The Brazilian from Londrina, in the south of the country, had turned 32 on the eve of the meeting but celebrations were put on ice as her focus was solely on the Saucony International Grand Prix 3000m steeplechase at the Woodside Stadium on Saturday night.

Da Silva was already the Brazilian record holder with a time of 9:36.43 set last year but she smashed that with a superb solo run to set a new national and South American record of 9:24.38.

That also shattered Australian Georgia Winkcup’s BMC record of 9:37.43 set three years ago and earned da Silva a £1,500 bonus.

Little wonder that Da Silva was quite emotional as she talked about her success, with translation provided by her countrywoman Jacqueline Beatriz Weber, who had earlier run the 800m.

“I am so very happy to have broken the Brazilian and South American records,” said Da Silva.

“It seemed quite cold to me so I had to run fast!”

Da Silva and her compatriots are off to race in Madrid next before returning home to Brazil for their national championships.

“And then the World Championships in Oregon,” added Da Silva.

And with the interview over Da Silva, with the encouragement of BMC MC Peter Scott , gave a samba dance demonstration with her Brazilian crew – all filmed for family and friends back home – that wouldn’t have looked out of a place on an episode of Strictly then she was off for her warm-down.
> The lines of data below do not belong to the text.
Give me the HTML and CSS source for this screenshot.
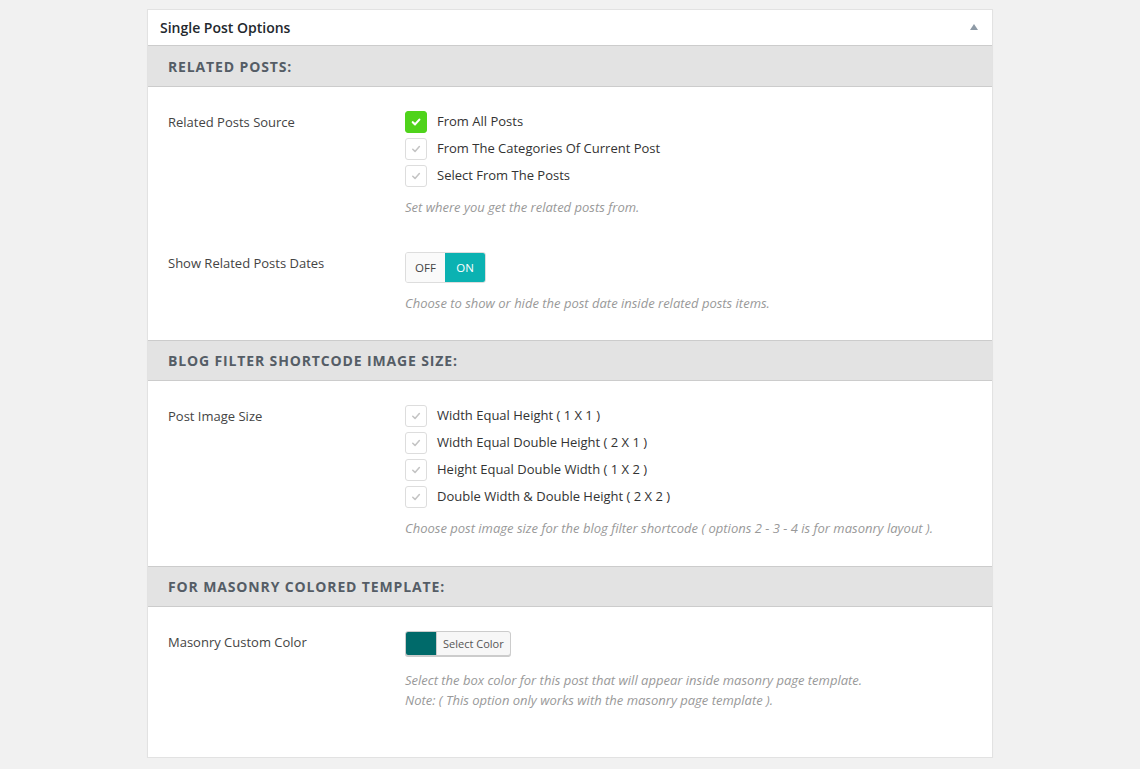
FILE: index.html
```html
<!DOCTYPE html>
<html>
<head>
<meta charset="utf-8">
<link rel="stylesheet" href="styles.css">
</head>
<body>
<div class="panel">
  <div class="panel-head">
    <span class="panel-title">Single Post Options</span>
    <span class="caret"></span>
  </div>

  <div class="sec-head">Related Posts:</div>
  <div class="sec-body">
    <div class="row">
      <div class="label">Related Posts Source</div>
      <div class="field">
        <div class="checks">
          <div class="check on"><span class="box"><svg viewBox="0 0 10 10"><path d="M2.3 5.2 L4.2 7 L7.8 3"/></svg></span><span class="txt">From All Posts</span></div>
          <div class="check"><span class="box"><svg viewBox="0 0 10 10"><path d="M2.3 5.2 L4.2 7 L7.8 3"/></svg></span><span class="txt">From The Categories Of Current Post</span></div>
          <div class="check"><span class="box"><svg viewBox="0 0 10 10"><path d="M2.3 5.2 L4.2 7 L7.8 3"/></svg></span><span class="txt">Select From The Posts</span></div>
        </div>
        <p class="desc">Set where you get the related posts from.</p>
      </div>
    </div>
    <div class="row">
      <div class="label">Show Related Posts Dates</div>
      <div class="field">
        <div class="toggle"><span class="off">OFF</span><span class="on">ON</span></div>
        <p class="desc">Choose to show or hide the post date inside related posts items.</p>
      </div>
    </div>
  </div>

  <div class="sec-head bordered">Blog Filter Shortcode Image Size:</div>
  <div class="sec-body mid">
    <div class="row">
      <div class="label">Post Image Size</div>
      <div class="field">
        <div class="checks">
          <div class="check"><span class="box"><svg viewBox="0 0 10 10"><path d="M2.3 5.2 L4.2 7 L7.8 3"/></svg></span><span class="txt">Width Equal Height ( 1 X 1 )</span></div>
          <div class="check"><span class="box"><svg viewBox="0 0 10 10"><path d="M2.3 5.2 L4.2 7 L7.8 3"/></svg></span><span class="txt">Width Equal Double Height ( 2 X 1 )</span></div>
          <div class="check"><span class="box"><svg viewBox="0 0 10 10"><path d="M2.3 5.2 L4.2 7 L7.8 3"/></svg></span><span class="txt">Height Equal Double Width ( 1 X 2 )</span></div>
          <div class="check"><span class="box"><svg viewBox="0 0 10 10"><path d="M2.3 5.2 L4.2 7 L7.8 3"/></svg></span><span class="txt">Double Width &amp; Double Height ( 2 X 2 )</span></div>
        </div>
        <p class="desc">Choose post image size for the blog filter shortcode ( options 2 - 3 - 4 is for masonry layout ).</p>
      </div>
    </div>
  </div>

  <div class="sec-head bordered">For Masonry Colored Template:</div>
  <div class="sec-body last">
    <div class="row">
      <div class="label">Masonry Custom Color</div>
      <div class="field">
        <div class="color-btn"><span class="swatch"></span><span class="color-text">Select Color</span></div>
        <p class="desc">Select the box color for this post that will appear inside masonry page template.<br>Note: ( This option only works with the masonry page template ).</p>
      </div>
    </div>
  </div>
</div>
</body>
</html>
```

FILE: styles.css
```css
html, body {
  margin: 0;
  padding: 0;
  background: #f1f1f1;
  font-family: "Open Sans", "Noto Sans", sans-serif;
  color: #444;
}

.panel {
  width: 844px;
  margin: 9px auto 0;
  background: #fff;
  border: 1px solid #e2e2e2;
  box-shadow: 0 1px 1px rgba(0,0,0,0.04);
}

.panel-head {
  height: 35px;
  display: flex;
  align-items: center;
  justify-content: space-between;
  padding: 0 14px 0 12px;
  border-bottom: 1px solid #ccc;
}

.panel-title {
  font-size: 14px;
  font-weight: 600;
  color: #23282d;
}

.caret {
  width: 0;
  height: 0;
  border-left: 4px solid transparent;
  border-right: 4px solid transparent;
  border-bottom: 6px solid #8e9aa6;
  margin-top: -1px;
}

.sec-head {
  height: 40px;
  display: flex;
  align-items: center;
  padding-left: 20px;
  background: #e3e3e3;
  border-bottom: 1px solid #ccc;
  font-size: 14px;
  font-weight: 700;
  letter-spacing: 0.86px;
  text-transform: uppercase;
  color: #555d66;
}

.sec-head.bordered {
  border-top: 1px solid #ccc;
  height: 39px;
}

.sec-body {
  padding-bottom: 16px;
}

.sec-body.mid {
  padding-bottom: 17px;
}

.sec-body.last {
  padding-bottom: 36px;
}

.row {
  display: grid;
  grid-template-columns: 237px 1fr;
  padding: 24px 20px 11px;
}

.label {
  font-size: 13px;
  line-height: 22px;
  color: #444;
}

.checks {
  display: flex;
  flex-direction: column;
  gap: 5px;
}

.check {
  display: flex;
  align-items: center;
  height: 22px;
  font-size: 13px;
  color: #333;
}

.check .txt {
  line-height: 20px;
  padding-bottom: 2px;
}

.box {
  width: 20px;
  height: 20px;
  border: 1px solid #ddd;
  border-radius: 3px;
  background: #fff;
  margin-right: 10px;
  display: flex;
  align-items: center;
  justify-content: center;
}

.box svg {
  width: 12px;
  height: 12px;
  fill: none;
  stroke: #c4c4c4;
  stroke-width: 1.3;
  stroke-linecap: round;
  stroke-linejoin: round;
}

.check.on .box {
  background: #4fd31b;
  border-color: #4fd31b;
}

.check.on .box svg {
  stroke: #fff;
  stroke-width: 1.8;
}

.desc {
  margin: 10px 0 0;
  font-size: 13px;
  line-height: 20px;
  font-style: italic;
  color: #999;
}

.toggle {
  display: inline-flex;
  height: 29px;
  border: 1px solid #ddd;
  border-radius: 3px;
  overflow: hidden;
  font-size: 11.5px;
}

.toggle span {
  width: 40px;
  display: flex;
  align-items: center;
  justify-content: center;
}

.toggle .off {
  background: #fafafa;
  color: #444;
  width: 39px;
}

.toggle .on {
  background: #0bb2b2;
  color: #fff;
}

.color-btn {
  display: inline-flex;
  height: 23px;
  margin-bottom: 2px;
  border: 1px solid #ccc;
  border-radius: 3px;
  background: #f7f7f7;
  box-shadow: 0 1px 0 #ccc;
  overflow: hidden;
}

.swatch {
  width: 30px;
  background: #006a6a;
  border-right: 1px solid #ccc;
}

.color-text {
  display: flex;
  align-items: center;
  padding: 0 6px;
  font-size: 11px;
  color: #555;
}
```
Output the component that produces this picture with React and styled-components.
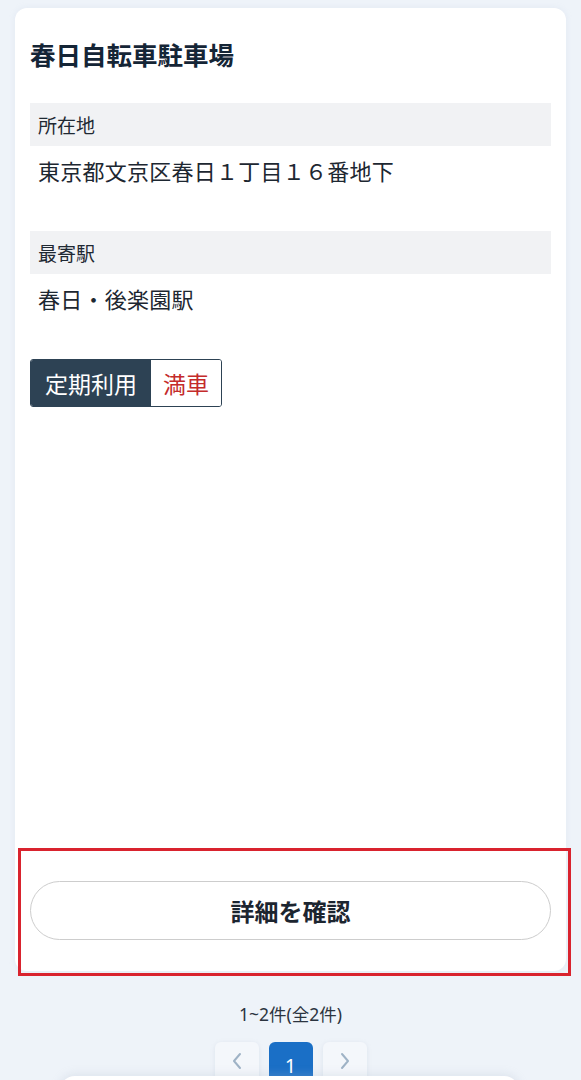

What a way to celebrate your birthday. Feliz Aniversario as they say in Brazil.

If that was the highlight of the International Grand Prix meeting then Calli Thackery’s victory in the 5000m was the best British success story.

Thackery ran a PB of 15:06.26 which was inside the qualifying standards for the World and European Championships plus the Commonwealth Games. It was also the fastest 5000m outdoors in a BMC meeting – only Laura Muir (14:49.12) in 2017 and Gabriela Stafford (14:57.45) in 2019 indoors have gone quicker.

Runner-up Samantha Harrison (15:22.29) was also inside the Commonwealth Games standard.

In addition, there were World Junior Championships qualifying standards for Ethan Hussey (800m), Osian Perrin (5000m) and Jonny Livingstone (5000), with Perrin setting a BMC members’ record.



WITH the floodlights switched on Calli Thackery delivered a dazzling run to break her 5000m personal best for the third time this year and earn herself a £1,500 cheque from the BMC at the Saucony International Grand Prix at the Woodside Stadium.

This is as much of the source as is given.